IT’S ironic that Theresa May called an early election in June because she did not want the countdown to the planned poll in 2020 being overshadowed by the denouement of Britain’s negotiations with the EU over Brexit.
Yet, if this year’s Parliament lasts the full five years and the UK, as appears likely, negotiates a phased withdrawal from the Single Market and Customs Union, the build-up to the 2022 election will be dominated by these high stakes – exactly the scenario that the Tory leader wanted to avoid.
It’s clouded further by Labour’s latest flip-flopping. After suggesting that he advocated a clean break from the EU, Jeremy Corbyn’s new policy position appears to be a phased exit.
I, for one, am not sure whether it’s a betrayal of Labour’s Brexit-supporting voters, political opportunism to maximise splits within Mrs May’s party or an inspired piece of pragmatism to ensure Britain’s business and economic interests are protected during this upheaval.
This is key. Brexit was not the defining issue at the last election – it was fairly low down the list of priorities. People were more exercised about standards of living, after a decade of stagnation following the financial crash, and the future of public services.
And while Mrs May polled 42.3 per cent of votes cast, the Tory party’s best return since 1983, and the most votes – 13.6m – since the 1992 election, it came at a huge political cost. Not only did she not win the envisaged landslide, but she lost the Commons majority and is now at the mercy of others – and events – when it comes to the passage of legislation.
However the Prime Minister has to find a way to make a positive case for Conservative values in contemporary Britain if her party is to stand any chance of surviving the forthcoming turmoil. She began this task with modest measures on boardroom pay, much watered down because of her political predicament, but she needs to do much more in the coming weeks if she’s to survive for any length of time.
My advice? Ignore Labour’s opportunism, focus on an agenda of compassionate Conservativism and start making positive arguments for change and reform rather than mocking opponents – in short the type of politics that the country at large desires. If she does, Brexit might not become all-consuming ahead of the next election.
NOT content with having a manager already in place to deliver promised public transport improvements in Leeds, West Yorkshire Combined Authority is advertising for a co-ordinator who will be paid up to £39,219 out of the public purse.
The advert begins by saying that this is “an important facilitating role to enable the partners (primarily Leeds Council and WYCA, but involving other contacts e.g. Network Rail) to deliver the ambitious programme”.
Not only does the rest of the advertisement consist of public sector jargon and gobbledegook at its very worst, but who is signing off these jobs and are they really necessary when both the Combined Authority and Leeds City Council are very top-heavy with well-paid senior managers who are supposed to be doing this work?

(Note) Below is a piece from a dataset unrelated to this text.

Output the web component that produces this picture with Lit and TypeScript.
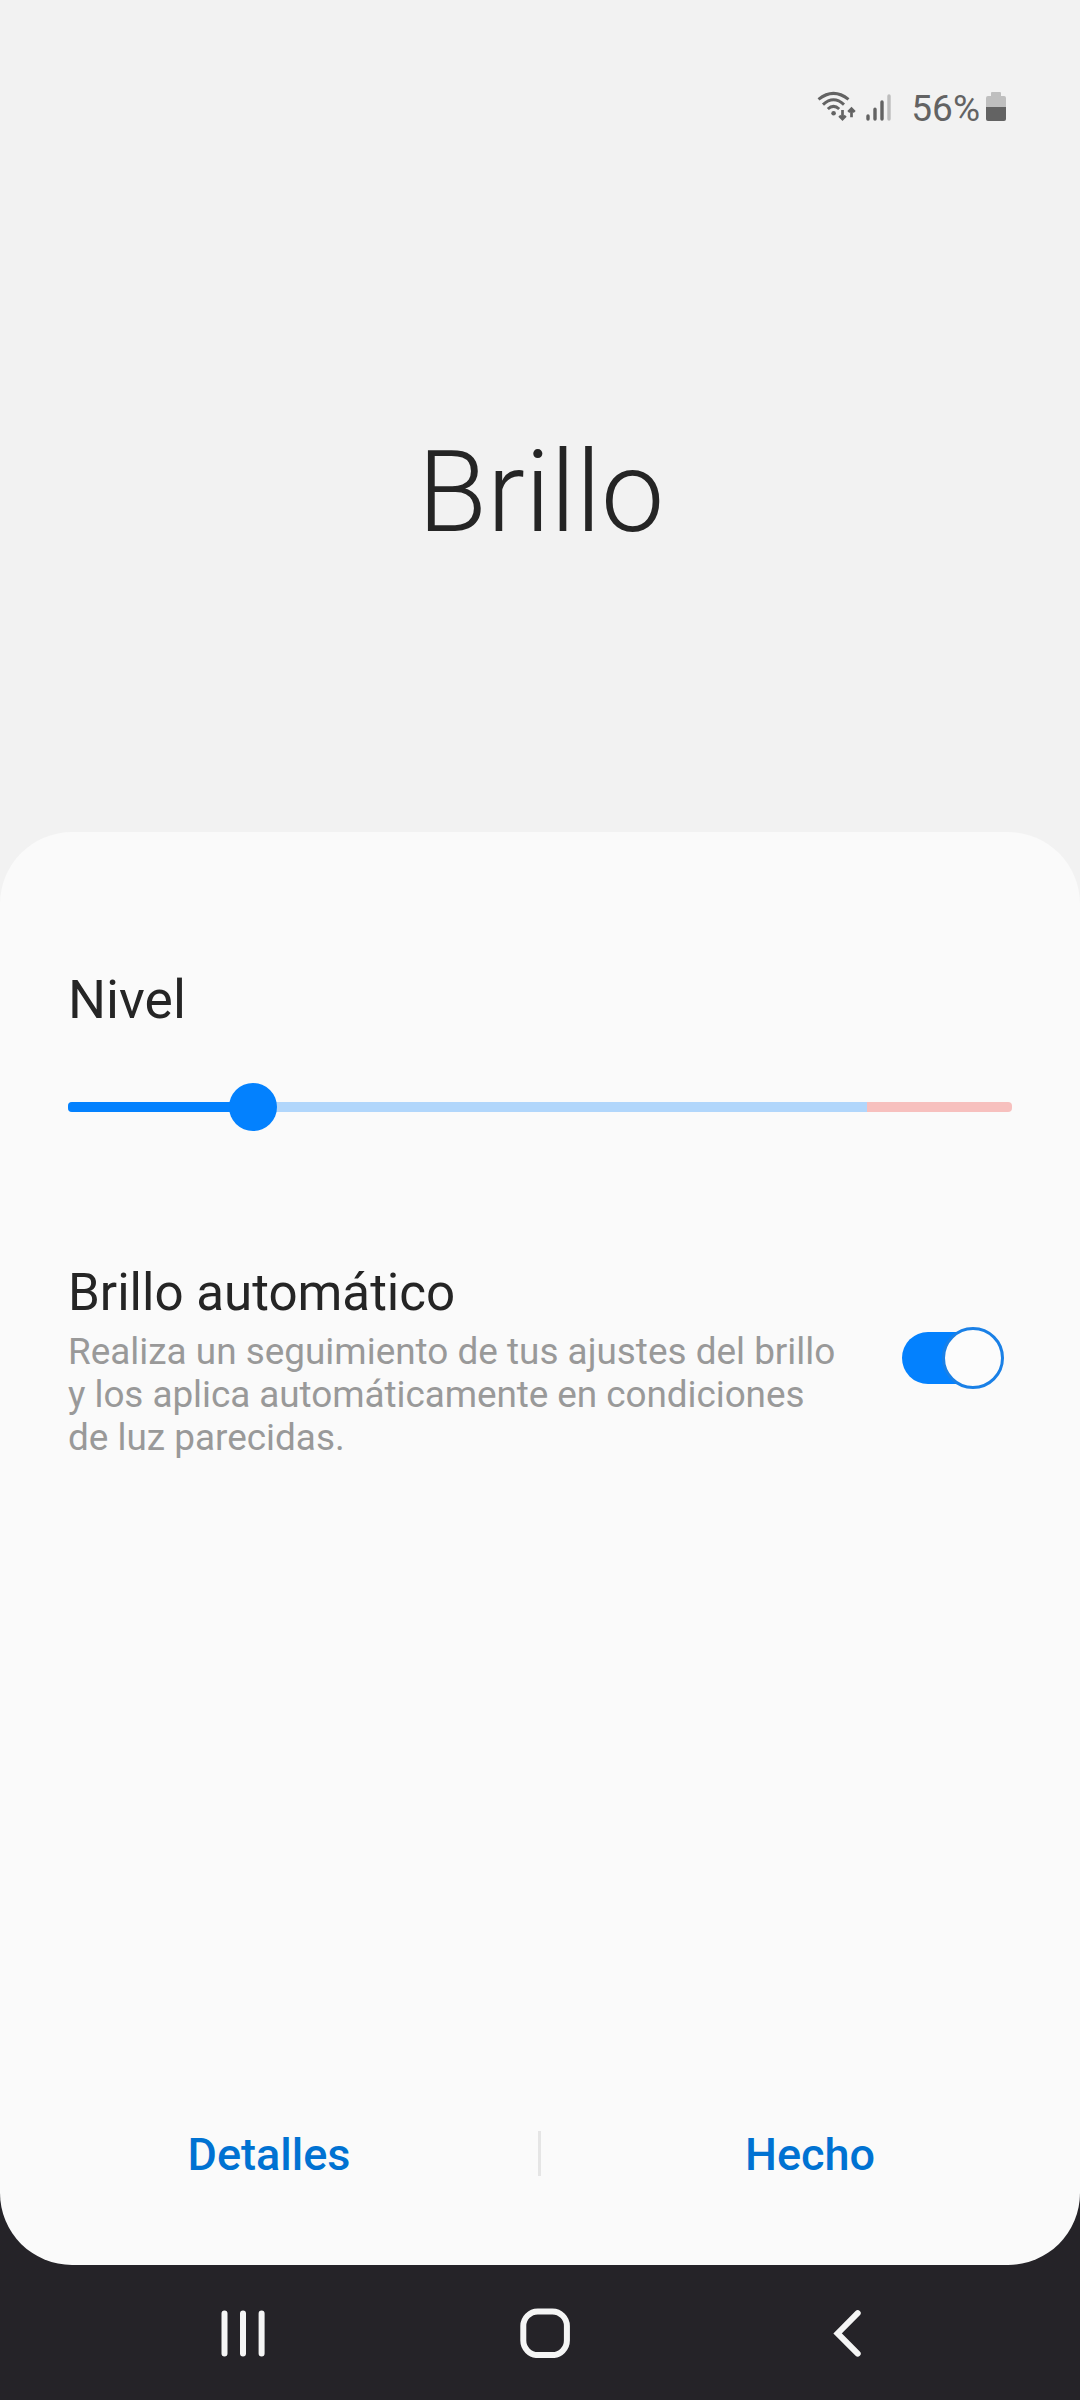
import { LitElement, html, css } from "lit";
import { customElement, property, state } from "lit/decorators.js";

@customElement("status-bar")
class StatusBar extends LitElement {
  static styles = css`
    :host { display: flex; justify-content: flex-end; align-items: flex-start; padding: 86px 74px 0 0; height: 44px; color: #636363; }
    svg { display: block; flex: none; }
    .wifi { margin-top: 5px; }
    .signal { margin: 7px 0 0 10px; }
    .percent { font-size: 37px; line-height: 44px; margin: 1px 0 0 20px; }
    .battery { margin: 6px 0 0 6px; }
  `;
  render() {
    return html`
      <svg class="wifi" width="39" height="32" viewBox="0 0 39 32" fill="none" stroke="currentColor" stroke-width="3">
        <path d="M1.5 8.4Q16.5-3.6 31.5 8.4M6 13.6Q16.5 4 27 13.6M10.8 18Q16.5 12.8 22.2 18" />
        <circle cx="16.6" cy="22.3" r="2.3" fill="currentColor" stroke="none" />
        <path stroke-width="2.7" d="M25.5 19V28M22.3 24.8L25.5 28.1L28.7 24.8M34.5 26.3V17.8M31.3 21L34.5 17.7L37.7 21" />
      </svg>
      <svg class="signal" width="25" height="29" viewBox="0 0 25 29" stroke="currentColor" stroke-width="3.4" stroke-linecap="round">
        <path d="M2 23V26.1M9 16.3V26.1M16 9V26.1" />
        <path d="M23 3V26.1" stroke="#bdbdbd" />
      </svg>
      <span class="percent">56%</span>
      <svg class="battery" width="20" height="29" viewBox="0 0 20 29">
        <path d="M6 0H14Q15 0 15 1V4H18Q20 4 20 6V15H0V6Q0 4 2 4H5V1Q5 0 6 0Z" fill="#bfbfbf" />
        <path d="M0 15H20V27Q20 29 18 29H2Q0 29 0 27Z" fill="currentColor" />
      </svg>
    `;
  }
}

@customElement("brightness-slider")
class BrightnessSlider extends LitElement {
  @property({ type: Number }) value = 19.6;
  static styles = css`
    :host { display: block; }
    .track { position: relative; height: 10px; border-radius: 4px; background: linear-gradient(to right, #b1d6fb 0 799px, #f7c0be 799px); }
    .fill { height: 10px; border-radius: 4px; background: #0381fe; }
    .thumb { position: absolute; top: -19px; width: 48px; height: 48px; margin-left: -24px; border-radius: 50%; background: #0381fe; }
  `;
  render() {
    return html`<div class="track">
      <div class="fill" style="width:${this.value}%"></div>
      <div class="thumb" style="left:${this.value}%"></div>
    </div>`;
  }
}

@customElement("toggle-switch")
class ToggleSwitch extends LitElement {
  @property({ type: Boolean, reflect: true }) on = false;
  static styles = css`
    :host { display: flex; align-items: center; width: 102px; height: 62px; }
    .track { box-sizing: border-box; display: flex; align-items: center; justify-content: flex-start; width: 94px; height: 52px; border-radius: 26px; background: #9a9a9a; }
    .thumb { box-sizing: border-box; flex: none; width: 62px; height: 62px; border: 3px solid #8a8a8a; border-radius: 50%; background: #fcfcfc; }
    :host([on]) .track { justify-content: flex-end; background: #0381fe; }
    :host([on]) .thumb { margin-right: -8px; border-color: #1a80e6; }
  `;
  render() {
    return html`<div class="track"><div class="thumb"></div></div>`;
  }
}

@customElement("nav-bar")
class NavBar extends LitElement {
  static styles = css`
    :host { display: flex; justify-content: center; align-items: center; gap: 252px; height: 135px; padding-left: 10px; box-sizing: border-box; }
    svg { display: block; flex: none; width: 50px; height: 50px; fill: none; stroke: #f5f5f5; stroke-width: 6; }
  `;
  render() {
    return html`
      <svg viewBox="0 0 50 50" stroke-linecap="round"><path d="M6.5 5.5V45.5M25 5.5V45.5M43.6 5.5V45.5" /></svg>
      <svg viewBox="0 0 50 50"><rect x="3.3" y="3.5" width="43.6" height="43.6" rx="14.5" /></svg>
      <svg viewBox="0 0 50 50" stroke-linecap="round"><path d="M35.7 5.2L15.6 25.4L35.7 45.6" /></svg>
    `;
  }
}

@customElement("app-root")
class AppRoot extends LitElement {
  @state() auto = true;
  static styles = css`
    :host { display: block; width: 1080px; height: 2400px; overflow: hidden; background: #252328; color: #252525; font-family: Roboto, "Noto Sans", sans-serif; }
    .page { display: flex; flex-direction: column; height: 2400px; }
    .top { background: #f2f2f2; height: 904px; margin-bottom: -72px; flex: none; }
    h1 { margin: 293px 0 0; padding-left: 2px; text-align: center; font-size: 112.8px; line-height: 140px; font-weight: 300; }
    .sheet { flex: 1; display: flex; flex-direction: column; box-sizing: border-box; padding: 136px 68px 61px; border-radius: 72px; background: #fafafa; }
    h2 { margin: 0; font-weight: 400; }
    .level { font-size: 53.4px; line-height: 64px; }
    brightness-slider { margin-top: 70px; }
    .setting { display: flex; align-items: flex-start; justify-content: space-between; margin-top: 151px; padding-right: 8px; }
    toggle-switch { margin-top: 64px; }
    .name { font-size: 51.1px; line-height: 60px; }
    .desc { width: 780px; margin: 7px 0 0; font-size: 36.9px; line-height: 43px; color: #999; }
    .tight { letter-spacing: -0.06px; }
    .actions { display: grid; grid-template-columns: 538px 3px 538px; align-items: center; margin: auto -68px 0; height: 102px; text-align: center; color: #0072d2; font-size: 45px; line-height: 60px; font-weight: 500; }
    .actions span { padding-top: 3px; }
    .rule { height: 45px; background: #e5e5e5; }
  `;
  render() {
    return html`<div class="page">
      <header class="top">
        <status-bar></status-bar>
        <h1>Brillo</h1>
      </header>
      <main class="sheet">
        <h2 class="level">Nivel</h2>
        <brightness-slider></brightness-slider>
        <section class="setting">
          <div>
            <h2 class="name">Brillo automático</h2>
            <p class="desc">Realiza un seguimiento de tus ajustes del brillo<br /><span class="tight">y los aplica automáticamente en condiciones</span><br />de luz parecidas.</p>
          </div>
          <toggle-switch ?on=${this.auto} @click=${() => (this.auto = !this.auto)}></toggle-switch>
        </section>
        <footer class="actions"><span>Detalles</span><i class="rule"></i><span>Hecho</span></footer>
      </main>
      <nav-bar></nav-bar>
    </div>`;
  }
}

With a devolution deal for Yorkshire now within tantalising reach, my call last month for an appraisal of these roles to ensure no duplication of effort – or waste – becomes even more imperative. Who is going to implement it?
AT last some sense from the Government which is looking to fund the installation of “smart bins” that automatically send out text messages asking to be emptied when they are full.
The hi-tech containers are part of efforts by Therese Coffey, the foward-thinking Environment Minister, to tackle the rubbish and litter that blight urban and rural communities alike.
When she’s done, can she extend such technology to the use of traffic lights so motorists don’t have to sit for an age at junctions when there are no other vehicles in the vicinity?
WHEN the monthly bank statement didn’t arrive for a second successive month, I had a quiet word with the local postman to see if there were reports of missing mail recently.
He said there were not, but that I was not the first person to query to ask the question after Santander – not content with shutting its local branch and cashpoint – chose to start issuing statements quarterly.
The firm’s Bradford call centre insists customers were informed, but I, for one, received no notification. What a shame it won’t look into the matter further because the onus is on the individual to prove poor service. So much for a near lifetime of loyalty.
A FRIEND was surprised by a recent job interview that involved candidates naming their heroes - and then explaining why. Imagine their incredulity when those who nominated singer Beyoncé and footballer Steven Gerrard were among those to land graduate training scheme roles. What does this say about recruitment techniques and the state of Britain of today?
THE BBC cricket correspondent Jonathan Agnew made a profound point when in Leeds to mark the 60th anniversary of Test Match Special. He said the radio programme’s remit was to be a conversation and to provide company – even friendship – for its legion of listeners. Hear, hear.